Today the Catholic church recalls Jesus Christ as being the Lord and King of the Universe (both earth and heaven). The recognition of such a memorial within the liturgical calendar was first initiated by Pope Pius XI in 1925 to be celebrated in late October. Pope St. Paul VI later changed the liturgical commemoration of Christ the King to the Sunday before the start of the Advent season which is appropriate given the salvific gift that our King came to bestow on His people.
It is so easy to get caught up in the limited vision of life here on earth and forget our true calling as disciples of Jesus. Life can be messy and is filled with strife, anxiety, vice/sin, and a world that is far from perfect. Being able to prepare for the upcoming liturgical season of Advent that follows, where we enter into a penitential state of life for the preparation of the light and majestic glory to come to us with the coming of the kingly Christ child is one that reminds us of what today’s solemnity is all about.
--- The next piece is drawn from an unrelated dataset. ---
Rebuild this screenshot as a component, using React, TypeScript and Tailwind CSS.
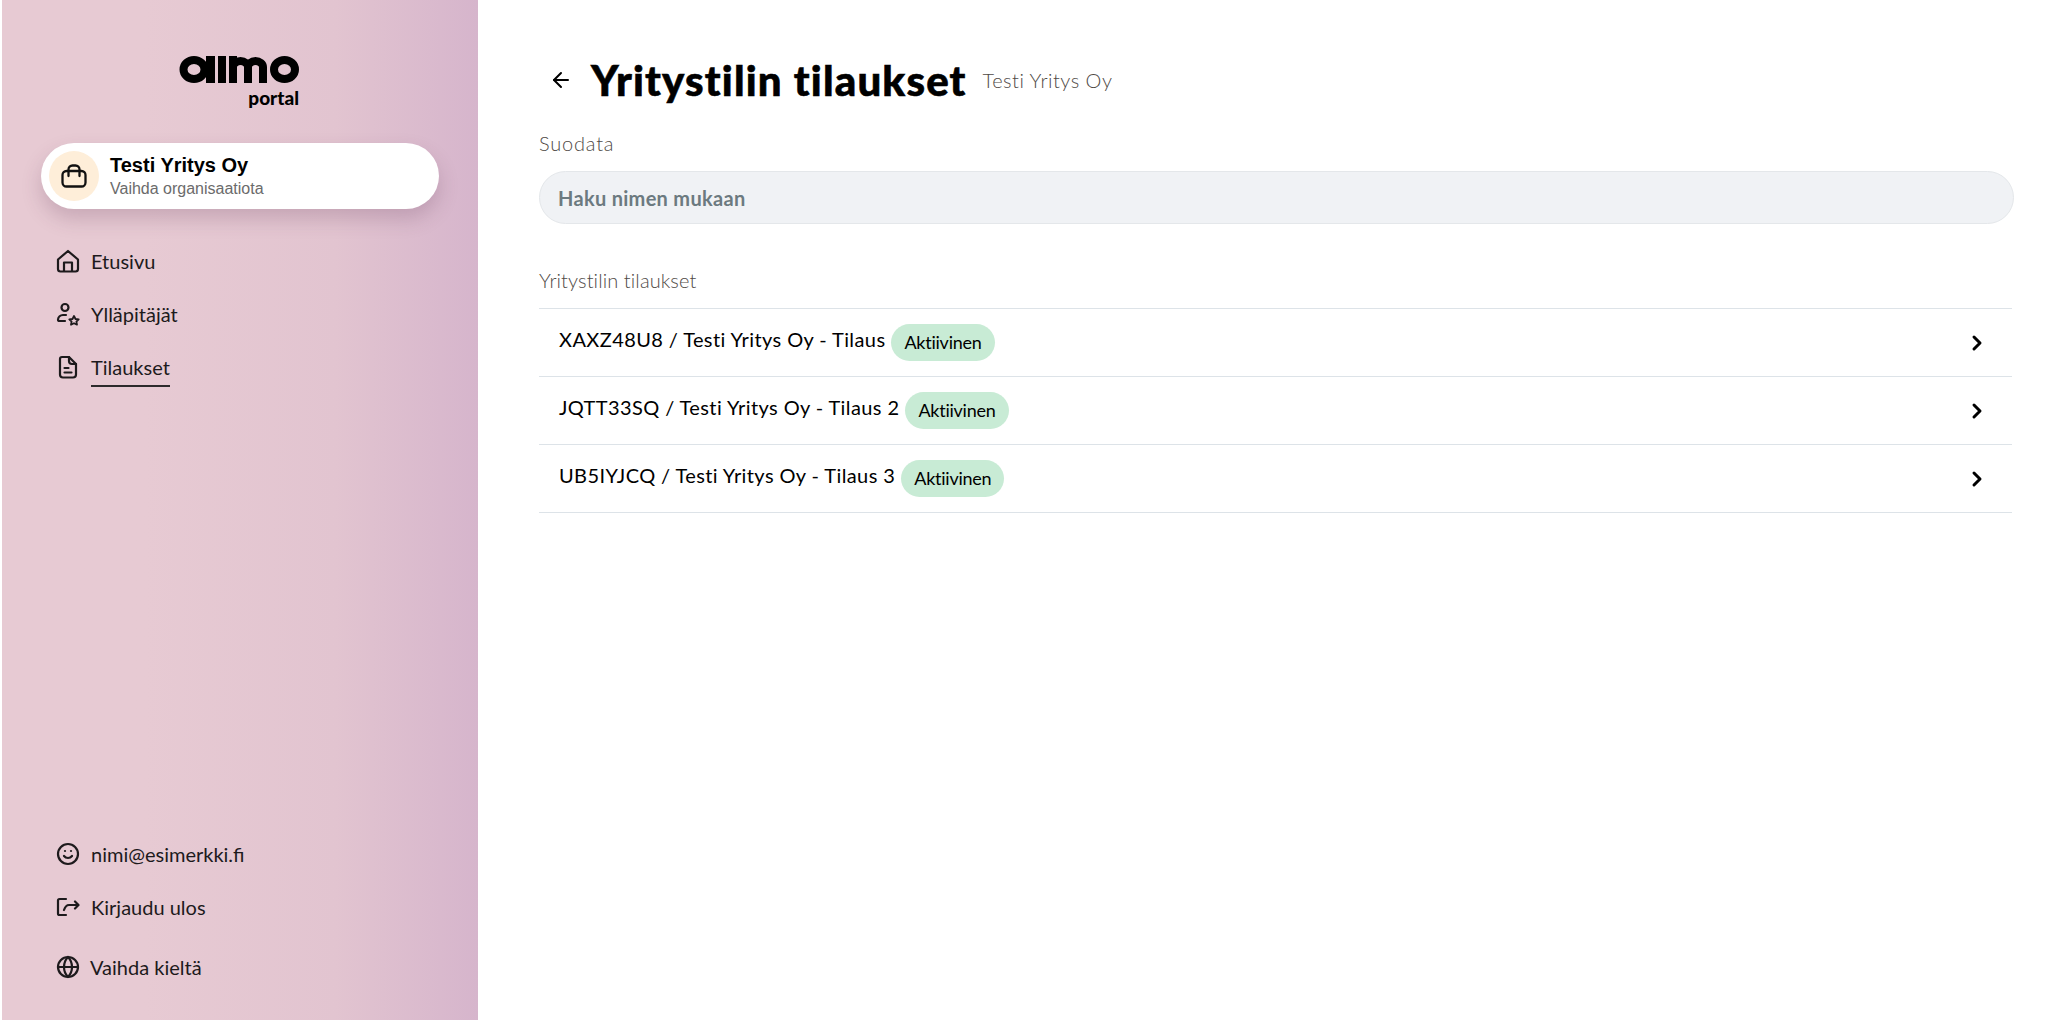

By reflecting on the first coming of Jesus as a lowly baby born in a manger is quite a different perspective compared to our typical image of earthly kings. After all, Jesus was not born to a wealthy earthly king in a castle crib, but to a carpenter from Nazareth, and to a lowly woman named Mary who was chosen to bear the new ark of the covenant.
This King of ours was met with resistance from the very start when earthly king Herod wanted to kill our King Jesus for his mortal quest for power without regard to the eternal life all of us have awaiting us in the kingdom of heaven. His crown was one of thorns being placed on his head. His rings were nails being driven into his hands and feet. Our king’s ultimate price was his having to shed his blood for the salvation for all of His creation for our King’s love is infinite with no earthly limitation.
On this day, let us humbly and prayerfully reflect on how we can ask Jesus to come into our life and be the ruler of our heart and very soul. May we be transformed by our King’s ruling benevolence and love He has to bring about peace and joy to his chosen people. As the composer, Father Martin B. Hellriegel, reminds us of with his liturgical song coming out before the rise of the third reich in Germany and World War II, we should be reminded of the following (https://aleteia.org/blogs/aleteia-blog/hymn-of-the-week-to-jesus-christ-our-sovereign-king/):
Christ Jesus Victor!
Christ Jesus Ruler!
Christ Jesus, Lord and Redeemer!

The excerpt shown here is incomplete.